Fantasiereiche Unterwasser-Welt

Doch spielt sich dies ausnahmsweise mal nicht in einem Vorort von Seattle, unter der Sonne Griechenlands oder in Rosemunde Pilchers Heimat Cornwall ab. Stattdessen entführt das Duo Park/Roessler das Publikum in ein märchenhaftes Unterwasserreich, das von Meerjungfrauen, Seepferdchen und einem hoch musikalischen Oktopus bevölkert wird. Ähnlichkeiten mit Disneys Arielle sind dabei auch ohne Disclaimer im Abspann selbstredend unbeabsichtigt und reiner Zufall.

Schon nach dem Öffnen des Vorhangs dürfen sich in der Eröffnungsnummer drei der von Leonie Falke phantasiereich kostümierten Tiefseebewohnerinnen zu sanft wogender Musik venusgleich in ihren Muscheln räkeln. Eine Szene, die an Hollywoods Badenixe Esther Williams denken lässt. Dann rollt eine doppelte Showtreppe herein, mit der Bühnenbildnerin Laura Kirst erneut die goldene Ära der Filmmusicals liebevoll zitiert.

Die Kompositionen von Ben Roessler fungieren dabei meist als dezenter Soundteppich im Hintergrund. Gesungen wird angepasst an die individuellen Stärken der Schauspieler und Schauspielerinnen diesmal meist eher im Ensemble, was dem überdrehten Spektakel guttut. Und selbst, wenn der schräge Humor so manch pathetische Szene schnell wieder zurück auf den Erdboden – besser gesagt auf den Meeresgrund holt – gibt es fürs Herz auch immer wieder gefühlvolle, in sich gekehrte Momente.

So dürfen einerseits Anne Stein und Max Poerting in einer wilden Textcollage als Radiosprecher ihre Kalauer treffsicher abfeuern. Aber daneben gibt es ebenso Raum für das anrührende Aufeinandertreffen zwischen Vincent Sauer in der Rolle der leicht überforderten Premierministerin Hugh und Henriette Nagels abgeklärter Kaiserin Li, von Park als poetisches Schattentheater inszeniert.

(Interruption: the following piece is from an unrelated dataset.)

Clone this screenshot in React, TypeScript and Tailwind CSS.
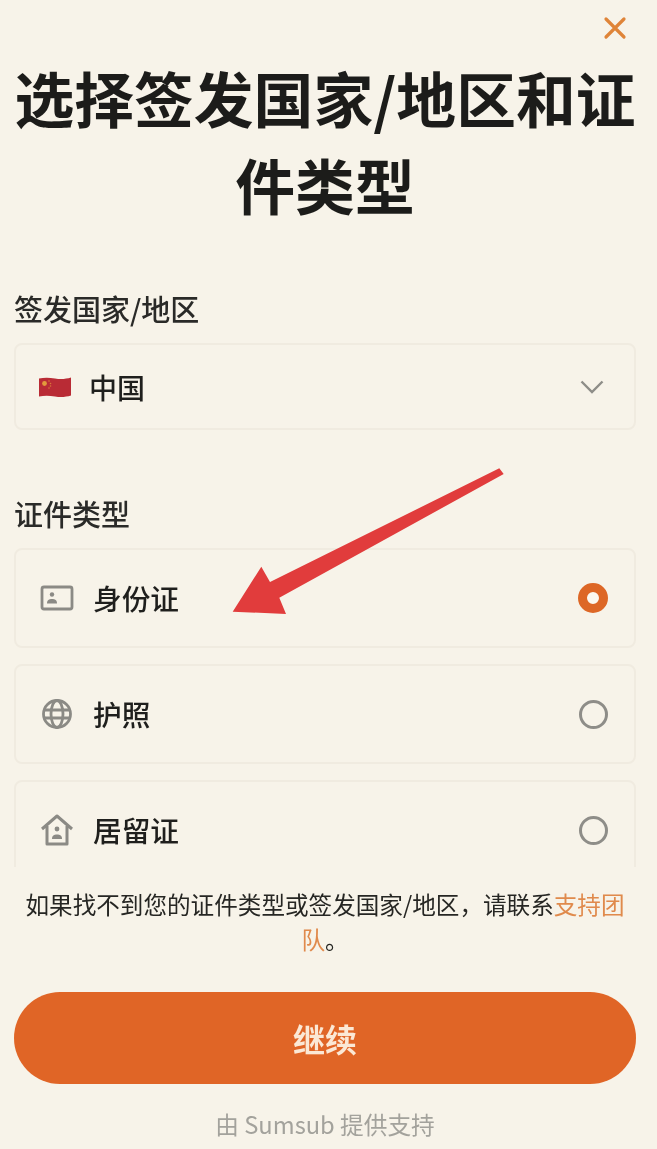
import React from "react";

const font = { fontFamily: '"Noto Sans CJK SC", "Noto Sans", sans-serif' };

function IdIcon() {
  return (
    <svg width="34" height="26" viewBox="0 0 34 26" fill="none" stroke="#8b8a85" strokeWidth="2.800">
      <rect x="2" y="2" width="30" height="22" rx="2" />
      <circle cx="12" cy="9.500" r="2.200" fill="#8b8a85" stroke="none" />
      <path d="M7 18.500c0-3.500 2-4.500 5-4.500s5 1 5 4.500z" fill="#8b8a85" stroke="none" />
    </svg>
  );
}

function GlobeIcon() {
  return (
    <svg width="32" height="32" viewBox="0 0 32 32" fill="none" stroke="#8b8a85" strokeWidth="2.800">
      <circle cx="16" cy="16" r="13.500" />
      <ellipse cx="16" cy="16" rx="6" ry="13.500" />
      <path d="M3 12h26M3 20h26" />
    </svg>
  );
}

function HouseIcon() {
  return (
    <svg width="34" height="32" viewBox="0 0 34 32" fill="none" stroke="#8b8a85" strokeWidth="3" strokeLinejoin="round">
      <path d="M2 15 17 2l15 13M7 12v18h20V12" />
      <circle cx="17" cy="15" r="2.400" fill="#8b8a85" stroke="none" />
      <path d="M12 25c0-3.500 2-4.500 5-4.500s5 1 5 4.500z" fill="#8b8a85" stroke="none" />
    </svg>
  );
}

function Flag() {
  return (
    <svg width="34" height="24" viewBox="0 0 34 24">
      <path d="M1 3.500c5-1 10-1 16 0s11 .5 16-1v18c-5 1.500-10 2-16 1s-11-1-16 0z" fill="#b92b35" />
      <circle cx="6.500" cy="8.500" r="2.400" fill="#e39a3c" />
      <circle cx="11" cy="6" r="0.800" fill="#d8763a" />
      <circle cx="12.500" cy="8.500" r="0.800" fill="#d8763a" />
      <circle cx="12.500" cy="11" r="0.800" fill="#d8763a" />
      <circle cx="11" cy="13" r="0.800" fill="#d8763a" />
    </svg>
  );
}

function Radio({ on }: { on?: boolean }) {
  return on ? (
    <span className="block w-[30px] h-[30px] rounded-full border-[9px] border-[#dd6726] bg-[#fbf8f0]" />
  ) : (
    <span className="block w-[29px] h-[29px] rounded-full border-[3px] border-[#8e8d88]" />
  );
}

function Option({ icon, label, on }: { icon: React.ReactNode; label: string; on?: boolean }) {
  return (
    <div className="flex items-center h-[100px] shrink-0 rounded-lg border-2 border-[#f0ebe0] pl-[24px] pr-[26px]">
      <span className="w-[34px] flex justify-center">{icon}</span>
      <span className="ml-[19px] flex-1 text-[28.700px] font-medium text-[#1f1f1d]">{label}</span>
      <Radio on={on} />
    </div>
  );
}

export default function App() {
  return (
    <div className="relative h-[1149px] w-[657px] overflow-hidden bg-[#f7f3e9]">
      <div style={font} className="h-full blur-[0.5px] flex flex-col pl-[14px] pr-[21px] text-[#2a2a28]">
        <div className="h-[56px] shrink-0 flex justify-end items-center pr-[9px]">
          <svg width="24" height="24" viewBox="0 0 24 24" fill="none" stroke="#df8438" strokeWidth="3.200" strokeLinecap="round">
            <path d="M3 3l18 18M21 3 3 21" />
          </svg>
        </div>
        <h1 className="text-[59.800px] leading-[87px] font-bold text-center text-[#1c1c1a] whitespace-nowrap -mt-[2px]">
          选择签发国家/地区和证
          <br />
          件类型
        </h1>
        <div className="flex-1 min-h-0 overflow-hidden flex flex-col">
          <div className="mt-[60px] text-[29px] leading-[40px] h-[40px] font-medium">签发国家/地区</div>
          <div className="mt-[15px] h-[87px] shrink-0 flex items-center rounded-lg border-2 border-[#f0ebe0] pl-[22px] pr-[30px]">
            <Flag />
            <span className="ml-[17px] flex-1 text-[28px] font-medium text-[#1f1f1d]">中国</span>
            <svg width="24" height="14" viewBox="0 0 24 14" fill="none" stroke="#8e8d88" strokeWidth="2.400">
              <path d="M1.500 1.500 12 12 22.500 1.500" />
            </svg>
          </div>
          <div className="mt-[63px] text-[29px] leading-[40px] h-[40px] font-medium">证件类型</div>
          <div className="mt-[15px] flex flex-col gap-[16px]">
            <Option icon={<IdIcon />} label="身份证" on />
            <Option icon={<GlobeIcon />} label="护照" />
            <Option icon={<HouseIcon />} label="居留证" />
          </div>
        </div>
        <div className="shrink-0 h-[282px] flex flex-col items-center">
          <p className="mt-[20px] text-[23.600px] leading-[35px] text-center text-[#262623] w-[610px]">
            如果找不到您的证件类型或签发国家/地区，请联系<span className="text-[#e08a4c]">支持团队</span>。
          </p>
          <button className="mt-[35px] h-[92px] w-full rounded-full bg-[#e06526] text-[32px] font-bold text-[#fbe8d5]">继续</button>
          <div className="mt-[24px] text-[23.700px] leading-[32px] text-[#a3a29c]">由 Sumsub 提供支持</div>
        </div>
      </div>
      <svg className="absolute left-0 top-0 pointer-events-none" width="657" height="1149" viewBox="0 0 657 1149">
        <polygon points="499.300,468.300 503.700,474 279.300,597.700 286,614 232.700,611.700 261.300,566.700 270,582" fill="#e13c3c" />
      </svg>
    </div>
  );
}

Fast übersehen könnte man dank der kunterbunten Verpackung die subtilen Verweise auf Ausbeutung und Umweltzerstörung, die von den Figuren der Handlung ähnlich konsequent wegignoriert werden wie private Probleme, ehe am Ende alle zu den Klängen des Party-Hits „We’re going to Ibiza“ in die Urlaubsidylle flüchten. Ein doppelbödiges „Happy End“, dessen Boshaftigkeit mit jeder Wiederholung des stupiden Refrains umso deutlicher zutage tritt.